Name the latest congressional banking scandal
Background: When it approved the Dodd-Frank Wall Street Reform and Consumer Protection Act in July 2010, Congress obliged the Consumer Financial Protection Bureau with combating “unfair, deceptive and abusive” practices by the banking industry. Most experts agree that the housing bubble was fueled by unfair practices such as the so-called liar loans (where unsuspecting borrowers were encouraged to lie about their financial credentials so that mortgage companies and banks could earn big fees on the deals and then simply pass the bad mortgages to someone else). When the bubble burst, the world entered the worst global economic recession since the Great Depression. So it seemed a little consumer financial protection might be the least reform Congress could muster.

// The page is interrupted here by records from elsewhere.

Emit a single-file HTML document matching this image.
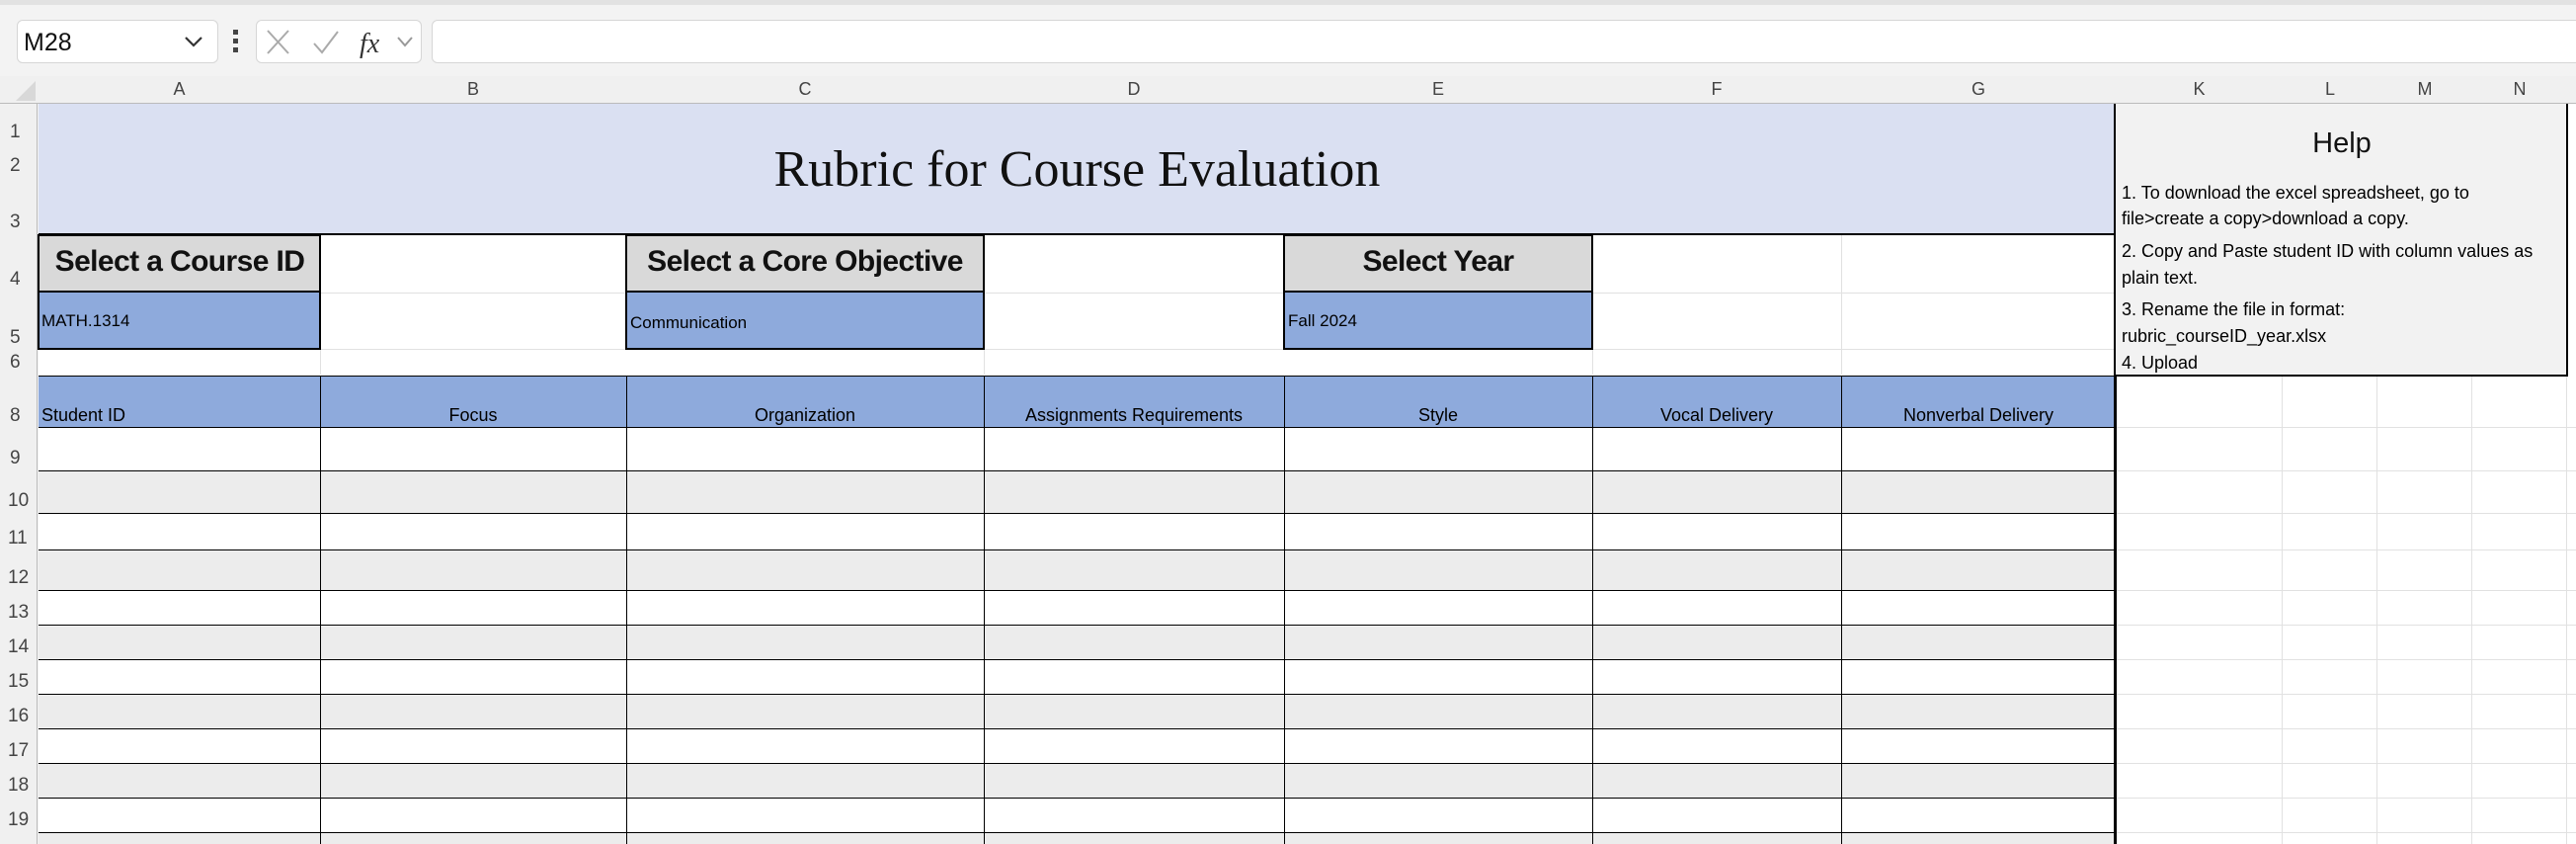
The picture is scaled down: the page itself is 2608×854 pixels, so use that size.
<!DOCTYPE html>
<html><head><meta charset="utf-8"><style>
*{margin:0;padding:0;box-sizing:border-box}
body{width:2608px;height:854px;overflow:hidden;background:#f3f3f3;position:relative;font-family:"Liberation Sans",sans-serif}
.a{position:absolute}
.hdr{color:#444;font-size:18px;text-align:center}
.rn{color:#444;font-size:19px;left:10px;width:26px}
.cl{font-size:18px;color:#000;white-space:nowrap}
.bx{font-weight:bold;font-size:30px;letter-spacing:-0.6px;text-align:center;color:#111}
.help{font-size:18px;color:#000;white-space:nowrap;left:2148px}
</style></head><body>
<div class="a" style="left:0;top:0;width:2608px;height:5px;background:#e2e2e2"></div>
<div class="a" style="left:0;top:5px;width:2608px;height:100px;background:#f3f3f3"></div>
<div class="a" style="left:17px;top:20px;width:204px;height:44px;background:#fff;border:1px solid #d6d6d6;border-radius:6px"></div>
<div class="a" style="left:24px;top:29px;font-size:25px;color:#111">M28</div>
<svg class="a" style="left:186px;top:34px" width="20" height="16"><path d="M2 4 L10 12 L18 4" stroke="#333" stroke-width="2.2" fill="none"/></svg>
<div class="a" style="left:236px;top:30px;width:5px;height:5px;background:#444"></div>
<div class="a" style="left:236px;top:39px;width:5px;height:5px;background:#444"></div>
<div class="a" style="left:236px;top:48px;width:5px;height:5px;background:#444"></div>
<div class="a" style="left:259px;top:20px;width:168px;height:44px;background:#fff;border:1px solid #d6d6d6;border-radius:6px"></div>
<svg class="a" style="left:268px;top:28px" width="160" height="32"><path d="M3 3 L24 26 M24 3 L3 26" stroke="#aaa" stroke-width="2" fill="none"/><path d="M50 16 L58 25 L74 4" stroke="#aaa" stroke-width="2" fill="none"/><text x="96" y="25" font-family="Liberation Serif" font-style="italic" font-size="28" fill="#333">fx</text><path d="M135 10 L142 18 L149 10" stroke="#999" stroke-width="2" fill="none"/></svg>
<div class="a" style="left:437px;top:20px;width:2180px;height:44px;background:#fff;border:1px solid #d6d6d6;border-radius:6px"></div>
<div class="a" style="left:0;top:77px;width:2608px;height:28px;background:#f0f0f0;border-bottom:1px solid #bbb"></div>
<svg class="a" style="left:14px;top:82px" width="24" height="22"><path d="M22 0 L22 20 L2 20 Z" fill="#d8d8d8"/></svg>
<div class="a" style="left:0;top:105px;width:38px;height:749px;background:#f0f0f0;border-right:1px solid #bbb"></div>
<div class="a" style="left:39px;top:105px;width:2569px;height:749px;background:#fff"></div>
<div class="a" style="left:2142px;top:105px;width:466px;height:749px;background:
linear-gradient(90deg,transparent 168px,#e1e1e1 168px,#e1e1e1 169px,transparent 169px,transparent 264px,#e1e1e1 264px,#e1e1e1 265px,transparent 265px,transparent 360px,#e1e1e1 360px,#e1e1e1 361px,transparent 361px,transparent 456px,#e1e1e1 456px,#e1e1e1 457px,transparent 457px)"></div>
<div class="a" style="left:39px;top:105px;width:2103px;height:132px;background:#dae0f2"></div>
<div class="a" style="left:39px;top:142px;width:2103px;text-align:center;font-family:'Liberation Serif',serif;font-size:52px;color:#111">Rubric for Course Evaluation</div>
<div class="a" style="left:39px;top:236px;width:2103px;height:3px;background:#000"></div>
<div class="a" style="left:39px;top:238px;width:2103px;height:141px;background:#fff"></div>
<div class="a" style="left:39px;top:296px;width:2103px;height:1px;background:#e1e1e1"></div>
<div class="a" style="left:39px;top:353px;width:2103px;height:1px;background:#e1e1e1"></div>
<div class="a" style="left:324px;top:238px;width:1px;height:141px;background:#e1e1e1"></div>
<div class="a" style="left:1864px;top:238px;width:1px;height:141px;background:#e1e1e1"></div>
<div class="a" style="left:1612px;top:238px;width:1px;height:141px;background:#e1e1e1"></div>
<div class="a" style="left:996px;top:238px;width:1px;height:141px;background:#e1e1e1"></div>

<div class="a" style="left:38px;top:237px;width:287px;height:117px;border:2px solid #000;background:#8eaadc"><div style="height:57px;background:#d9d9d9;border-bottom:2px solid #000"></div></div>
<div class="a bx" style="left:40px;top:248px;width:284px">Select a Course ID</div>
<div class="a cl" style="left:42px;top:315px;font-size:17px">MATH.1314</div>

<div class="a" style="left:633px;top:237px;width:364px;height:117px;border:2px solid #000;background:#8eaadc"><div style="height:57px;background:#d9d9d9;border-bottom:2px solid #000"></div></div>
<div class="a bx" style="left:635px;top:248px;width:360px">Select a Core Objective</div>
<div class="a cl" style="left:638px;top:317px;font-size:17px">Communication</div>

<div class="a" style="left:1299px;top:237px;width:314px;height:117px;border:2px solid #000;background:#8eaadc"><div style="height:57px;background:#d9d9d9;border-bottom:2px solid #000"></div></div>
<div class="a bx" style="left:1301px;top:248px;width:310px">Select Year</div>
<div class="a cl" style="left:1304px;top:315px;font-size:17px">Fall 2024</div>

<div class="a" style="left:39px;top:380px;width:2103px;height:53px;background:#8eaadc;border-top:1px solid #000;border-bottom:1px solid #000"></div>
<div class="a cl" style="left:42px;top:410px">Student ID</div>
<div class="a cl" style="left:324px;top:410px;width:310px;text-align:center">Focus</div>
<div class="a cl" style="left:634px;top:410px;width:362px;text-align:center">Organization</div>
<div class="a cl" style="left:996px;top:410px;width:304px;text-align:center">Assignments Requirements</div>
<div class="a cl" style="left:1300px;top:410px;width:312px;text-align:center">Style</div>
<div class="a cl" style="left:1612px;top:410px;width:252px;text-align:center">Vocal Delivery</div>
<div class="a cl" style="left:1864px;top:410px;width:278px;text-align:center">Nonverbal Delivery</div>

<div class="a" style="left:39px;top:476px;width:2103px;height:43px;background:#ececec"></div>
<div class="a" style="left:39px;top:556px;width:2103px;height:41px;background:#ececec"></div>
<div class="a" style="left:39px;top:632px;width:2103px;height:35px;background:#ececec"></div>
<div class="a" style="left:39px;top:702px;width:2103px;height:35px;background:#ececec"></div>
<div class="a" style="left:39px;top:772px;width:2103px;height:35px;background:#ececec"></div>
<div class="a" style="left:39px;top:842px;width:2103px;height:12px;background:#ececec"></div>
<div class="a" style="left:39px;top:476px;width:2103px;height:1px;background:#000"></div>
<div class="a" style="left:39px;top:519px;width:2103px;height:1px;background:#000"></div>
<div class="a" style="left:39px;top:556px;width:2103px;height:1px;background:#000"></div>
<div class="a" style="left:39px;top:597px;width:2103px;height:1px;background:#000"></div>
<div class="a" style="left:39px;top:632px;width:2103px;height:1px;background:#000"></div>
<div class="a" style="left:39px;top:667px;width:2103px;height:1px;background:#000"></div>
<div class="a" style="left:39px;top:702px;width:2103px;height:1px;background:#000"></div>
<div class="a" style="left:39px;top:737px;width:2103px;height:1px;background:#000"></div>
<div class="a" style="left:39px;top:772px;width:2103px;height:1px;background:#000"></div>
<div class="a" style="left:39px;top:807px;width:2103px;height:1px;background:#000"></div>
<div class="a" style="left:39px;top:842px;width:2103px;height:1px;background:#000"></div>
<div class="a" style="left:324px;top:380px;width:1px;height:474px;background:#000"></div>
<div class="a" style="left:634px;top:380px;width:1px;height:474px;background:#000"></div>
<div class="a" style="left:996px;top:380px;width:1px;height:474px;background:#000"></div>
<div class="a" style="left:1300px;top:380px;width:1px;height:474px;background:#000"></div>
<div class="a" style="left:1612px;top:380px;width:1px;height:474px;background:#000"></div>
<div class="a" style="left:1864px;top:380px;width:1px;height:474px;background:#000"></div>
<div class="a" style="left:2140px;top:105px;width:3px;height:749px;background:#000"></div>
<div class="a" style="left:2143px;top:432px;width:465px;height:1px;background:#e1e1e1"></div>
<div class="a" style="left:2143px;top:476px;width:465px;height:1px;background:#e1e1e1"></div>
<div class="a" style="left:2143px;top:519px;width:465px;height:1px;background:#e1e1e1"></div>
<div class="a" style="left:2143px;top:556px;width:465px;height:1px;background:#e1e1e1"></div>
<div class="a" style="left:2143px;top:597px;width:465px;height:1px;background:#e1e1e1"></div>
<div class="a" style="left:2143px;top:632px;width:465px;height:1px;background:#e1e1e1"></div>
<div class="a" style="left:2143px;top:667px;width:465px;height:1px;background:#e1e1e1"></div>
<div class="a" style="left:2143px;top:702px;width:465px;height:1px;background:#e1e1e1"></div>
<div class="a" style="left:2143px;top:737px;width:465px;height:1px;background:#e1e1e1"></div>
<div class="a" style="left:2143px;top:772px;width:465px;height:1px;background:#e1e1e1"></div>
<div class="a" style="left:2143px;top:807px;width:465px;height:1px;background:#e1e1e1"></div>
<div class="a" style="left:2143px;top:842px;width:465px;height:1px;background:#e1e1e1"></div>
<div class="a" style="left:2142px;top:105px;width:458px;height:276px;background:#f2f2f2;border:2px solid #000;border-top:none;border-left:none"></div>
<div class="a" style="left:2142px;top:129px;width:458px;text-align:center;font-size:29px;color:#111">Help</div>
<div class="a help" style="top:185px">1. To download the excel spreadsheet, go to</div>
<div class="a help" style="top:211px">file&gt;create a copy&gt;download a copy.</div>
<div class="a help" style="top:244px">2. Copy and Paste student ID with column values as</div>
<div class="a help" style="top:271px">plain text.</div>
<div class="a help" style="top:303px">3. Rename the file in format:</div>
<div class="a help" style="top:330px">rubric_courseID_year.xlsx</div>
<div class="a help" style="top:357px">4. Upload</div>
<div class="a hdr" style="left:39px;top:80px;width:285px">A</div>
<div class="a hdr" style="left:324px;top:80px;width:310px">B</div>
<div class="a hdr" style="left:634px;top:80px;width:362px">C</div>
<div class="a hdr" style="left:996px;top:80px;width:304px">D</div>
<div class="a hdr" style="left:1300px;top:80px;width:312px">E</div>
<div class="a hdr" style="left:1612px;top:80px;width:252px">F</div>
<div class="a hdr" style="left:1864px;top:80px;width:278px">G</div>
<div class="a hdr" style="left:2142px;top:80px;width:169px">K</div>
<div class="a hdr" style="left:2311px;top:80px;width:96px">L</div>
<div class="a hdr" style="left:2407px;top:80px;width:96px">M</div>
<div class="a hdr" style="left:2503px;top:80px;width:96px">N</div>
<div class="a rn" style="top:123px">1</div>
<div class="a rn" style="top:157px">2</div>
<div class="a rn" style="top:214px">3</div>
<div class="a rn" style="top:272px">4</div>
<div class="a rn" style="top:331px">5</div>
<div class="a rn" style="top:356px">6</div>
<div class="a rn" style="top:410px">8</div>
<div class="a rn" style="top:453px">9</div>
<div class="a rn" style="top:496px;left:8px">10</div>
<div class="a rn" style="top:534px;left:8px">11</div>
<div class="a rn" style="top:574px;left:8px">12</div>
<div class="a rn" style="top:609px;left:8px">13</div>
<div class="a rn" style="top:644px;left:8px">14</div>
<div class="a rn" style="top:679px;left:8px">15</div>
<div class="a rn" style="top:714px;left:8px">16</div>
<div class="a rn" style="top:749px;left:8px">17</div>
<div class="a rn" style="top:784px;left:8px">18</div>
<div class="a rn" style="top:819px;left:8px">19</div>
</body></html>
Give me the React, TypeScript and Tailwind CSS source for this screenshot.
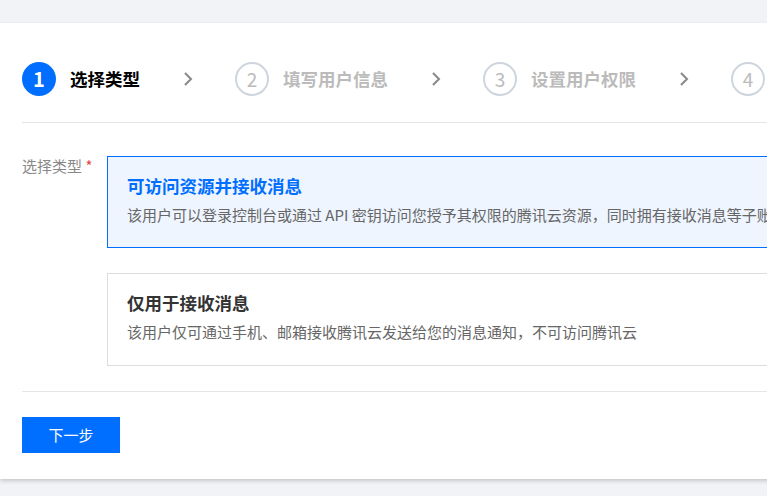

But, as leaders such as Reps. Barney Frank (D-Mass.) and Brad Miller (D-N.C.) have sagely observed, it appears that “unfair, deceptive and abusive” practices may be essential to the modern American banking value proposition. The average length of a checking account contract: 111 pages. That’s according to a recent Pew Charitable Trusts study. Fine print is where muggers hide, and 111 pages is certainly a good deal of hiding ground. That kind of talk comes from a certain Ms. Elizabeth Warren.
She’s a plain spoken woman raised in Oklahoma, (and thus ruled by common sense — full disclosure: I’m from plain speaking Idaho myself) who happens to be an acclaimed Harvard Law School professor. She’s been adding quite a bit about to her already formidable knowledge of banking in the last few years since she was appointed to head the Congressional Oversight Panel.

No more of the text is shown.